Contexte de l'affaire
CE 1er février 2018 n°412155
L'amendement Charasse (article 223 B du CGI) est un dispositif de réintégration des frais financiers en cas de cession à soi même de titres de sociétés.
Ainsi, en vertu de celui-ci, la déduction des frais financiers est limitée lorsqu'une société acquiert auprès d'actionnaires qui la contrôlent ou auprès de sociétés que ces actionnaires contrôlent, les titres d'une société qui devient membre du même groupe qu'elle.
La fraction de charges financières devant être réintégrée est égale au rapport entre au numérateur le prix d’acquisition, et au dénominateur la somme du montant moyen des dettes du groupe.
En l'espèce, une société considère que l'amendement Charasse est contraire au principe d'égalité devant la loi résultant de l'article 6 de la Déclaration des droits de l'homme et du citoyen et le principe d'égalité devant les charges publiques résultant de l'article 13 de cette dernière, en ne permettant pas au contribuable d'apporter la preuve que l'opération de restructuration effectuée dans ce cadre ne revêt pas un caractère artificiel.
La question de constitutionnalité est jugée comme sérieuse par le Conseil d'Etat, qui la renvoie devant le Conseil constitutionnel.
Extraits de l'arrêt
3. Il résulte de ces dispositions que l'administration est fondée à réintégrer dans les résultats de la société mère d'un groupe fiscalement intégré une fraction des charges financières du groupe, lorsqu'une société est acquise en vue d'être intégrée par une société du groupe auprès d'une ou de plusieurs personnes qui contrôlent la société cessionnaire. Cette disposition est applicable, compte tenu de ce que l'existence d'un tel contrôle s'apprécie par référence aux critères définis par l'article L. 233-3 du code de commerce, non seulement dans l'hypothèse d'une identité entre le ou les actionnaires de la société cédée et le ou les actionnaires exerçant le contrôle de la société cessionnaire mais également dans le cas où l'actionnaire qui contrôlait la société cédée exerce, de concert avec d'autres actionnaires, le contrôle de la société cessionnaire.
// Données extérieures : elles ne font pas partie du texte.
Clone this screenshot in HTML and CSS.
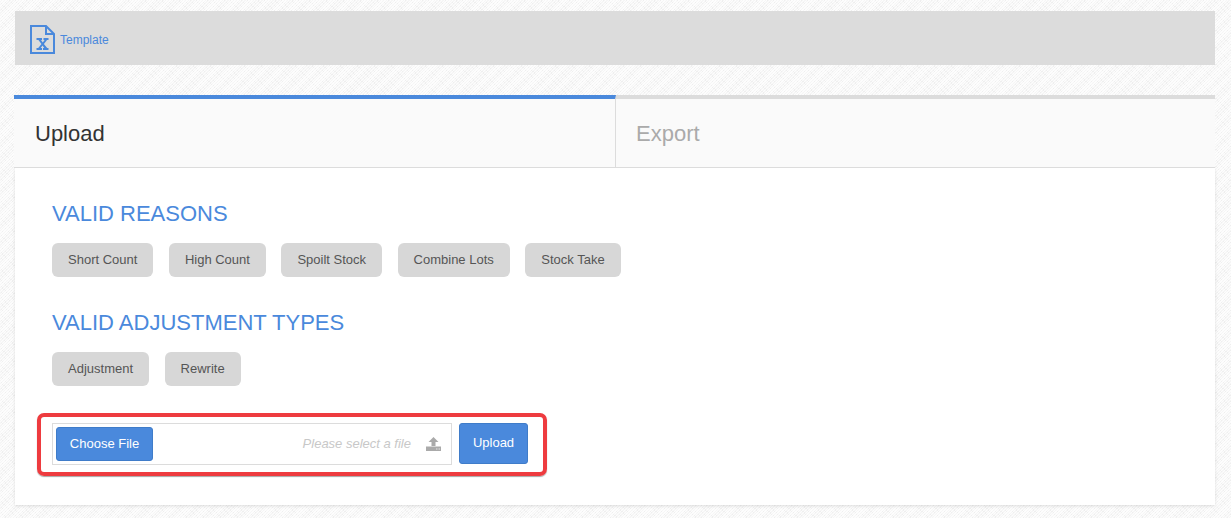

4. La SAS X soutient, à l'appui de son pourvoi, que le septième alinéa de l'article 223 B du code général des impôts, qui a pour objet de lutter contre les montages abusifs dont le but est de réduire les résultats imposables d'un groupe faisant l'objet d'une intégration fiscale en utilisant cette intégration fiscale pour procéder à la " vente d'une société à soi-même ", en la finançant par l'emprunt, méconnaît le principe d'égalité devant la loi résultant de l'article 6 de la Déclaration des droits de l'homme et du citoyen et le principe d'égalité devant les charges publiques résultant de l'article 13 de cette dernière, en ne permettant pas au contribuable d'apporter la preuve que l'opération de restructuration effectuée dans ce cadre ne revêt pas un caractère artificiel.
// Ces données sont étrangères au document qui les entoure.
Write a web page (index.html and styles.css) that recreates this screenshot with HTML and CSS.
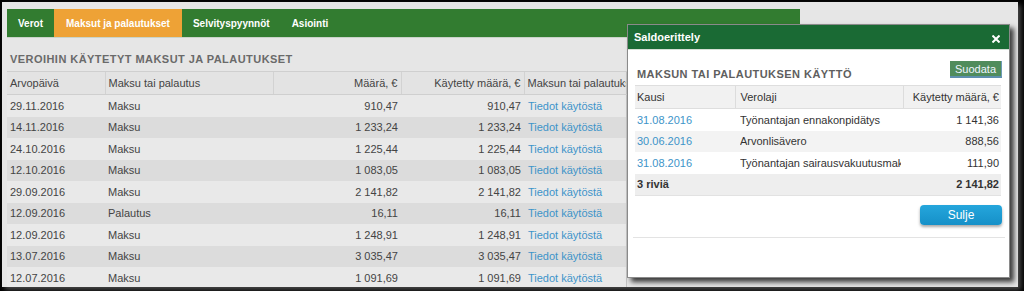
FILE: index.html
```html
<!DOCTYPE html>
<html lang="fi">
<head>
<meta charset="utf-8">
<link rel="stylesheet" href="styles.css">
</head>
<body>
<div class="window">
  <nav class="nav">
    <a class="tab">Verot</a>
    <a class="tab active">Maksut ja palautukset</a>
    <a class="tab">Selvityspyynnöt</a>
    <a class="tab">Asiointi</a>
  </nav>
  <h2 class="title">VEROIHIN KÄYTETYT MAKSUT JA PALAUTUKSET</h2>
  <table class="grid">
    <colgroup><col class="c1"><col class="c2"><col class="c3"><col class="c4"><col class="c5"></colgroup>
    <thead>
      <tr><th>Arvopäivä</th><th>Maksu tai palautus</th><th class="num">Määrä, €</th><th class="num">Käytetty määrä, €</th><th>Maksun tai palautuksen</th></tr>
    </thead>
    <tbody>
      <tr><td>29.11.2016</td><td>Maksu</td><td class="num">910,47</td><td class="num">910,47</td><td><a class="link">Tiedot käytöstä</a></td></tr>
      <tr><td>14.11.2016</td><td>Maksu</td><td class="num">1 233,24</td><td class="num">1 233,24</td><td><a class="link">Tiedot käytöstä</a></td></tr>
      <tr><td>24.10.2016</td><td>Maksu</td><td class="num">1 225,44</td><td class="num">1 225,44</td><td><a class="link">Tiedot käytöstä</a></td></tr>
      <tr><td>12.10.2016</td><td>Maksu</td><td class="num">1 083,05</td><td class="num">1 083,05</td><td><a class="link">Tiedot käytöstä</a></td></tr>
      <tr><td>29.09.2016</td><td>Maksu</td><td class="num">2 141,82</td><td class="num">2 141,82</td><td><a class="link">Tiedot käytöstä</a></td></tr>
      <tr><td>12.09.2016</td><td>Palautus</td><td class="num">16,11</td><td class="num">16,11</td><td><a class="link">Tiedot käytöstä</a></td></tr>
      <tr><td>12.09.2016</td><td>Maksu</td><td class="num">1 248,91</td><td class="num">1 248,91</td><td><a class="link">Tiedot käytöstä</a></td></tr>
      <tr><td>13.07.2016</td><td>Maksu</td><td class="num">3 035,47</td><td class="num">3 035,47</td><td><a class="link">Tiedot käytöstä</a></td></tr>
      <tr><td>12.07.2016</td><td>Maksu</td><td class="num">1 091,69</td><td class="num">1 091,69</td><td><a class="link">Tiedot käytöstä</a></td></tr>
    </tbody>
  </table>

  <div class="modal">
    <div class="modal-head">
      <span class="modal-title">Saldoerittely</span>
      <svg class="close" width="8" height="8" viewBox="0 0 8 8"><path d="M1.2 1.2 L6.8 6.8 M6.8 1.2 L1.2 6.8" stroke="#fff" stroke-width="2" stroke-linecap="square"/></svg>
    </div>
    <div class="modal-body">
      <div class="section-row">
        <h3 class="section-title">MAKSUN TAI PALAUTUKSEN KÄYTTÖ</h3>
        <button class="filter">Suodata</button>
      </div>
      <table class="mgrid">
        <colgroup><col class="m1"><col class="m2"><col class="m3"></colgroup>
        <thead>
          <tr><th>Kausi</th><th>Verolaji</th><th class="num">Käytetty määrä, €</th></tr>
        </thead>
        <tbody>
          <tr><td><a class="link">31.08.2016</a></td><td><div class="clip">Työnantajan ennakonpidätys</div></td><td class="num">1 141,36</td></tr>
          <tr><td><a class="link">30.06.2016</a></td><td><div class="clip">Arvonlisävero</div></td><td class="num">888,56</td></tr>
          <tr><td><a class="link">31.08.2016</a></td><td><div class="clip">Työnantajan sairausvakuutusmaksu</div></td><td class="num">111,90</td></tr>
        </tbody>
        <tfoot>
          <tr><td>3 riviä</td><td></td><td class="num">2 141,82</td></tr>
        </tfoot>
      </table>
      <div class="actions"><button class="close-btn">Sulje</button></div>
      <div class="divider"></div>
    </div>
  </div>
</div>
</body>
</html>
```

FILE: styles.css
```css
html, body {
  margin: 0;
  padding: 0;
}
body {
  background: #000;
  width: 1024px;
  height: 291px;
  overflow: hidden;
  font-family: "Liberation Sans", Arial, sans-serif;
  font-size: 11px;
  color: #333;
}
.window {
  box-sizing: border-box;
  position: relative;
  margin: 2px 0 0 2px;
  width: 1016px;
  height: 285px;
  background: #e6e6e6;
  padding: 7px 0 0 5px;
  overflow: hidden;
  box-shadow: 3px 3px 5px rgba(90, 90, 90, 0.8);
}
.nav {
  display: flex;
  width: 793px;
  height: 28px;
  background: #327c30;
  border-bottom: 1px solid #c9d3c9;
}
.tab {
  display: flex;
  align-items: center;
  padding: 0 11px;
  color: #fff;
  font-weight: bold;
  font-size: 10px;
}
.tab.active {
  background: #eea236;
  padding: 0 12px;
}
.title {
  margin: 14px 0 5px 3px;
  font-size: 11px;
  line-height: 14px;
  letter-spacing: 0.45px;
  color: #6a6a6a;
  font-weight: bold;
}
.grid {
  border-collapse: collapse;
  table-layout: fixed;
  width: 619px;
  border-right: 1px solid #c4c4c4;
}
.c1 { width: 98px; }
.c2 { width: 168px; }
.c3 { width: 128px; }
.c4 { width: 123px; }
.c5 { width: 102px; }
.grid th {
  height: 22px;
  padding: 0 3px;
  font-weight: normal;
  text-align: left;
  color: #444;
  background: #e3e3e3;
  border-top: 1px solid #cfcfcf;
  border-bottom: 1px solid #cfcfcf;
  border-left: 1px solid #d2d2d2;
  white-space: nowrap;
  overflow: hidden;
}
.grid th:first-child { border-left: 0; }
.grid td {
  height: 21.5px;
  padding: 0 3px;
  white-space: nowrap;
  overflow: hidden;
  color: #444;
}
.grid tbody tr:nth-child(odd) td { background: #e9e9e9; }
.grid tbody tr:nth-child(even) td { background: #dcdcdc; }
.grid .num, .mgrid .num { text-align: right; }
.grid td.num { padding-right: 3px; }
.grid td:nth-child(5) { padding-left: 4px; }
.link {
  color: #3d94c9;
}
.modal {
  position: absolute;
  left: 625px;
  top: 22px;
  width: 383px;
  height: 254px;
  background: #fff;
  border: 1px solid #8a8a8a;
  box-sizing: border-box;
  box-shadow: 4px 4px 5px rgba(0, 0, 0, 0.75);
}
.modal-head {
  display: flex;
  align-items: center;
  justify-content: space-between;
  height: 24px;
  padding: 0 9px 0 6px;
  background: #1a6a34;
  border-bottom: 1px solid #d6e0d6;
}
.modal-title {
  color: #fff;
  font-weight: bold;
  font-size: 11px;
}
.close {
  display: block;
  margin-top: 3px;
}
.modal-body {
  padding: 9px 7px 0 7px;
}
.section-row {
  display: flex;
  align-items: center;
  justify-content: space-between;
  height: 26px;
  padding-left: 2px;
}
.section-title {
  margin: 4px 0 0 0;
  font-size: 11px;
  letter-spacing: 0.45px;
  color: #5e5e5e;
  font-weight: bold;
}
.filter {
  font-family: inherit;
  font-size: 11px;
  height: 17px;
  padding: 0 5px;
  margin-top: -5px;
  background: #508c5c;
  color: #eef4ff;
  border: 0;
  border-bottom: 2px solid #5e8fae;
  border-right: 1px solid #6d9bb5;
}
.mgrid {
  border-collapse: collapse;
  table-layout: fixed;
  width: 366px;
}
.m1 { width: 100px; }
.m2 { width: 168px; }
.m3 { width: 98px; }
.mgrid th {
  height: 22px;
  padding: 0 2px;
  font-weight: normal;
  text-align: left;
  color: #333;
  background: #f1f1f1;
  border-top: 1px solid #dedede;
  border-bottom: 1px solid #dedede;
  border-left: 1px solid #dcdcdc;
  white-space: nowrap;
}
.mgrid th:first-child { border-left: 0; }
.mgrid th:nth-child(2) { padding-left: 5px; }
.mgrid td {
  height: 21.5px;
  padding: 0 2px;
  color: #333;
  white-space: nowrap;
  overflow: hidden;
}
.mgrid td:nth-child(2) { padding-left: 5px; }
.clip {
  overflow: hidden;
  white-space: nowrap;
}
.mgrid tbody tr:nth-child(even) td { background: #f3f3f3; }
.mgrid tfoot td {
  height: 21px;
  font-weight: bold;
  background: #eeeeee;
  border-bottom: 1px solid #e2e2e2;
}
.actions {
  display: flex;
  justify-content: flex-end;
  margin-top: 9px;
}
.close-btn {
  font-family: inherit;
  font-size: 12px;
  width: 82px;
  height: 20px;
  border: 0;
  border-radius: 4px;
  color: #fff;
  background: linear-gradient(#25a6dc, #1590c8);
  box-shadow: 0 2px 3px rgba(0, 0, 0, 0.35);
}
.divider {
  margin: 12px -3px 0 -2px;
  border-top: 1px solid #e3e3e3;
}
```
5. L'article 223 B dans sa rédaction précitée est applicable au litige. Cette disposition n'a pas été déclarée conforme à la Constitution par le Conseil constitutionnel. Présente un caractère sérieux le moyen tiré de ce qu'elle porte atteinte au principe d'égalité devant les charges publiques en ne ménageant pas la possibilité pour le contribuable d'apporter la preuve, dans l'hypothèse où l'actionnaire qui contrôlait la société cédée exerce, de concert avec d'autres actionnaires, le contrôle de la société cessionnaire, que l'opération ne poursuit pas qu'un but fiscal. Il y a lieu, par suite, de la renvoyer au Conseil constitutionnel.
Commentaire de LégiFiscal
C'est la première fois que la question de la constitutionnalité de l'amendement Charasse est posée au Conseil constitutionnel.
On attendra avec impatience la réponse de celui-ci.